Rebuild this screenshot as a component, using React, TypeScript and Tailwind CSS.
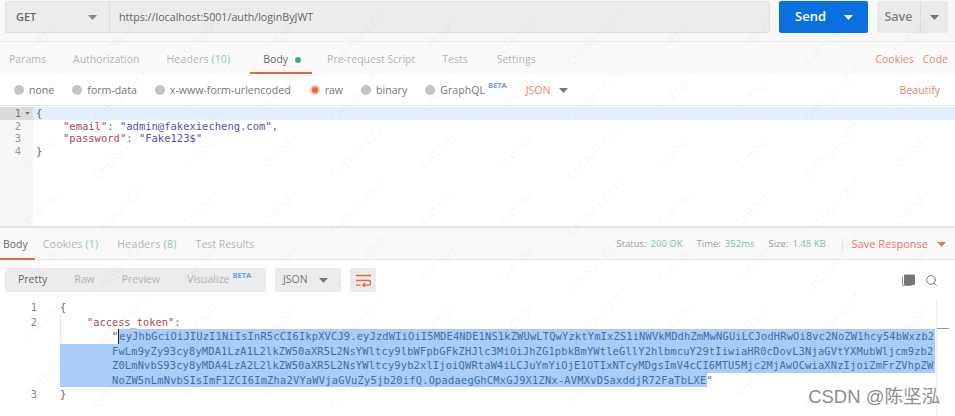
import { Search } from "lucide-react";

const sans = "font-['Open_Sans','Noto_Sans',sans-serif]";
const mono = "font-['DejaVu_Sans_Mono','Liberation_Mono',monospace]";

const Caret = ({ className }: { className: string }) => (
  <svg width="9" height="5" viewBox="0 0 9 5" className={className}>
    <path d="M0 0h9L4.5 5z" fill="currentColor" />
  </svg>
);

const Tab = ({ label, count }: { label: string; count?: string }) => (
  <span className="text-[#b4b4b4]">
    {label}
    {count && <span className="text-[#8fc9ad]"> {count}</span>}
  </span>
);

const Radio = ({ label, on }: { label: string; on?: boolean }) => (
  <div className="flex items-center gap-[5px]">
    <span
      className={
        on
          ? "w-[10px] h-[10px] rounded-full bg-[#e8663d] border-2 border-[#f3c4b4]"
          : "w-[10px] h-[10px] rounded-full bg-[#c4c4c4]"
      }
    />
    <span className="text-[#777]">{label}</span>
  </div>
);

const tokenLines = [
  "FwLm9yZy93cy8yMDA1LzA1L2lkZW50aXR5L2NsYWltcy9lbWFpbGFkZHJlc3MiOiJhZG1pbkBmYWtleGllY2hlbmcuY29tIiwiaHR0cDovL3NjaGVtYXMubWljcm9zb2",
  "Z0LmNvbS93cy8yMDA4LzA2L2lkZW50aXR5L2NsYWltcy9yb2xlIjoiQWRtaW4iLCJuYmYiOjE1OTIxNTcyMDgsImV4cCI6MTU5Mjc2MjAwOCwiaXNzIjoiZmFrZVhpZW",
];

const lastLine = "NoZW5nLmNvbSIsImF1ZCI6ImZha2VYaWVjaGVuZy5jb20ifQ.OpadaegGhCMxGJ9X1ZNx-AVMXvDSaxddjR72FaTbLXE";

const marks = Array.from({ length: 84 }, (_, i) => i);

export default function App() {
  return (
    <div className={`relative w-[955px] h-[416px] overflow-hidden bg-white text-[11px] ${sans}`}>
      {/* Request url bar */}
      <div className="flex h-[42px] bg-[#f8f8f8] pl-[5px] pr-[7px] pt-[1px] gap-[9px] border-b border-[#ececec]">
        <div className="flex flex-1 h-[32px] rounded-[2px] bg-[#ececec] border border-[#e0e0e0]">
          <div className="flex w-[104px] items-center justify-between pl-[10px] pr-[12px] border-r border-[#dcdcdc] font-semibold text-[#666]">
            GET
            <Caret className="text-[#888]" />
          </div>
          <div className="flex items-center pl-[9px] text-[#666] text-[10.7px]">https://localhost:5001/auth/loginByJWT</div>
        </div>
        <div className="flex w-[89px] h-[32px] items-center rounded-[2px] bg-[#0b6fe0] text-white">
          <span className="pl-[16px] w-[62px] text-[13px] font-semibold">Send</span>
          <Caret className="ml-[3px] text-white" />
        </div>
        <div className="flex w-[71px] h-[32px] items-center rounded-[2px] bg-[#eaeaea] text-[#808080]">
          <span className="flex w-[44px] h-full items-center justify-center border-r border-[#dcdcdc] text-[12.5px] font-semibold">Save</span>
          <Caret className="ml-[9px] text-[#777]" />
        </div>
      </div>

      {/* Request tabs */}
      <div className="flex h-[33px] items-center bg-[#fafafa] pl-[9px] pr-[7px] pt-[3px] text-[10.5px]">
        <div className="flex items-center gap-[27px]">
          <Tab label="Params" />
          <Tab label="Authorization" />
          <span className="text-[#b4b4b4] mr-[6px] tracking-[0.15px]">
            Headers <span className="text-[#8fc9ad]">(10)</span>
          </span>
          <div className="relative flex items-center gap-[7px] text-[#666] -mr-[1px]">
            Body
            <span className="w-[6px] h-[6px] rounded-full bg-[#3fae85]" />
            <span className="absolute left-[-13px] right-[-11px] top-[20px] h-[2px] bg-[#e8663d]" />
          </div>
          <Tab label="Pre-request Script" />
          <span className="text-[#b4b4b4] mr-[2px]">Tests</span>
          <Tab label="Settings" />
        </div>
        <div className="ml-auto flex gap-[9px] text-[#e08a70]">
          <span>Cookies</span>
          <span>Code</span>
        </div>
      </div>

      {/* Body type */}
      <div className="flex h-[30px] items-center pl-[14px] pr-[15px] pt-[1px] text-[10.6px] gap-[18px]">
        <Radio label="none" />
        <Radio label="form-data" />
        <div className="mr-[1px]">
          <Radio label="x-www-form-urlencoded" />
        </div>
        <Radio label="raw" on />
        <Radio label="binary" />
        <div className="flex items-start">
          <Radio label="GraphQL" />
          <span className="ml-[3px] -mt-[3px] text-[7.5px] font-bold text-[#6ba0dd]">BETA</span>
        </div>
        <div className="flex items-center gap-[8px] ml-[-3px] pl-[4px] text-[#e08a70]">
          JSON
          <Caret className="text-[#777]" />
        </div>
        <span className="ml-auto text-[#e08a70]">Beautify</span>
      </div>

      {/* Editor */}
      <div className={`h-[121px] border-t border-[#e4e4e4] pt-[1px] text-[10.5px] leading-[12.5px] ${mono}`}>
        <div className="flex h-full">
          <div className="w-[33px] h-full bg-[#f7f7f7] text-[#999] text-right pr-[12px]">
            <div className="relative -mr-[12px] pr-[12px] bg-[#dcdcdc] text-[#777]">
              1
              <svg width="5" height="3" viewBox="0 0 5 3" className="absolute right-[3px] top-[5px] text-[#777]">
                <path d="M0 0h5L2.5 3z" fill="currentColor" />
              </svg>
            </div>
            <div>2</div>
            <div>3</div>
            <div>4</div>
          </div>
          <div className="flex-1 text-[#666]">
            <div className="pl-[3px] bg-[#e4effd]">{"{"}</div>
            <div className="pl-[30px] whitespace-pre">
              <span className="text-[#a8485a]">"email"</span>: <span className="text-[#5a50b0]">"admin@fakexiecheng.com"</span>,
            </div>
            <div className="pl-[30px] whitespace-pre">
              <span className="text-[#a8485a]">"password"</span>: <span className="text-[#5a50b0]">"Fake123$"</span>
            </div>
            <div className="pl-[3px]">{"}"}</div>
          </div>
        </div>
      </div>

      {/* Response tabs */}
      <div className="flex h-[34px] items-center bg-[#f9f9f9] border-t-2 border-b border-[#e6e6e6] pl-[3px] pr-[9px] pt-[2px] text-[10.5px]">
        <div className="flex items-center gap-[19px]">
          <div className="relative text-[#666] mr-[-4px]">
            Body
            <span className="absolute left-[-3px] right-[-7px] top-[21px] h-[2px] bg-[#e8663d]" />
          </div>
          <span className="text-[#b4b4b4] tracking-[0.2px]">
            Cookies <span className="text-[#8fc9ad]">(1)</span>
          </span>
          <span className="text-[#b4b4b4] tracking-[0.3px]">
            Headers <span className="text-[#8fc9ad]">(8)</span>
          </span>
          <Tab label="Test Results" />
        </div>
        <div className="ml-auto flex items-center text-[9.5px] text-[#999]">
          <span>Status:</span>
          <span className="ml-[4px] text-[#7cc3a5]">200 OK</span>
          <span className="ml-[14px]">Time:</span>
          <span className="ml-[4px] text-[#7cc3a5]">352ms</span>
          <span className="ml-[14px]">Size:</span>
          <span className="ml-[4px] text-[#7cc3a5]">1.48 KB</span>
          <span className="ml-[16px] h-[14px] border-l border-[#e4e4e4]" />
          <span className="ml-[9px] text-[11px] text-[#e0775a]">Save Response</span>
          <Caret className="ml-[9px] text-[#e0775a]" />
        </div>
      </div>

      {/* Response toolbar */}
      <div className="flex h-[38px] items-center pl-[5px] pr-[17px] pt-[2px] text-[10.5px]">
        <div className="flex h-[24px] w-[261px] items-center rounded-[2px] bg-[#ececec] pl-[13px] gap-[27px] text-[#b4b4b4]">
          <span className="text-[#666]">Pretty</span>
          <span>Raw</span>
          <span>Preview</span>
          <div className="flex items-start">
            <span>Visualize</span>
            <span className="ml-[3px] -mt-[2px] text-[7.5px] font-bold text-[#6ba0dd]">BETA</span>
          </div>
        </div>
        <div className="ml-[9px] flex h-[24px] w-[66px] items-center justify-between rounded-[2px] bg-[#ececec] pl-[8px] pr-[13px] text-[#777]">
          JSON
          <Caret className="text-[#777]" />
        </div>
        <div className="ml-[9px] flex h-[24px] w-[26px] items-center justify-center rounded-[2px] bg-[#ececec]">
          <svg width="15" height="13" viewBox="0 0 15 13" fill="none" stroke="#e8663d" strokeWidth="1.4">
            <path d="M0 1.5h15M0 6.5h12.5a2.2 2.2 0 0 1 0 4.6H7M9 9l-2.2 2.1 2.2 1.7M0 11.1h4.5" />
          </svg>
        </div>
        <div className="ml-auto flex items-center gap-[10px]">
          <svg width="13" height="13" viewBox="0 0 13 13">
            <path d="M0 2.5h1V11h8.5v1H1a1 1 0 0 1-1-1z" fill="#999" />
            <rect x="2" y="0.5" width="11" height="10.5" rx="1" fill="#777" />
          </svg>
          <Search size={13} strokeWidth={1.8} className="text-[#777]" />
        </div>
      </div>

      {/* Response body */}
      <div className={`flex pt-[2px] text-[10.35px] leading-[14.5px] text-[#666] ${mono}`}>
        <div className="w-[37px] text-right text-[#7a8a98]">
          <div>1</div>
          <div>2</div>
          <div className="mt-[58px]">3</div>
        </div>
        <div className="ml-[23px] w-[875px]">
          <div>{"{"}</div>
          <div className="pl-[26px] border-l border-[#e8e8e8] whitespace-pre">
            <span className="text-[#a8485a]">"access_token"</span>:
          </div>
          <div className="border-l border-[#e8e8e8] pl-[51px] whitespace-pre h-[14.5px] flex">
            <span>"</span>
            <span className="flex-1 bg-[#a9cdf8] text-[#3d6fa8] border-l border-[#222] tracking-[0.19px]">
              eyJhbGciOiJIUzI1NiIsInR5cCI6IkpXVCJ9.eyJzdWIiOiI5MDE4NDE1NS1kZWUwLTQwYzktYmIxZS1iNWVkMDdhZmMwNGUiLCJodHRwOi8vc2NoZW1hcy54bWxzb2
            </span>
          </div>
          {tokenLines.map((line) => (
            <div key={line} className="bg-[#a9cdf8] text-[#3d6fa8] pl-[52px] whitespace-pre h-[14.5px] tracking-[0.19px]">
              {line}
            </div>
          ))}
          <div className="flex h-[14.5px] whitespace-pre">
            <span className="bg-[#a9cdf8] text-[#3d6fa8] pl-[52px] tracking-[0.235px]">{lastLine}</span>
            <span>"</span>
          </div>
          <div>{"}"}</div>
        </div>
      </div>

      {/* Scrollbar edge beside the response */}
      <div className="absolute left-[936px] top-[300px] bottom-0 w-[12px] border-l border-[#ececec]">
        <span className="absolute left-0 top-[28px] h-[1px] w-[12px] bg-[#999]" />
      </div>

      {/* Watermarks over the screenshot */}
      <div className="pointer-events-none absolute left-[3px] top-[8px] grid grid-cols-[repeat(12,79px)] auto-rows-[57px] text-[12px] text-black/[0.05]">
        {marks.map((i) => (
          <span key={i} className="flex items-center justify-center -rotate-45 whitespace-nowrap">
            {i % 3 === 1 ? "CHENJH-CZ IT" : "CHENJH"}
          </span>
        ))}
      </div>

      {/* CSDN stamp */}
      <span className="absolute right-[15px] top-[385px] text-[18.5px] leading-[24px] text-[#8d8d8d] font-['Liberation_Sans','Noto_Sans_CJK_SC',sans-serif]">
        CSDN @陈坚泓
      </span>
    </div>
  );
}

- EXERCISE -
How many lines in the data contain the string "screenshot"? Respond with the number only.

- ANSWER TO THIS PROBLEM -
2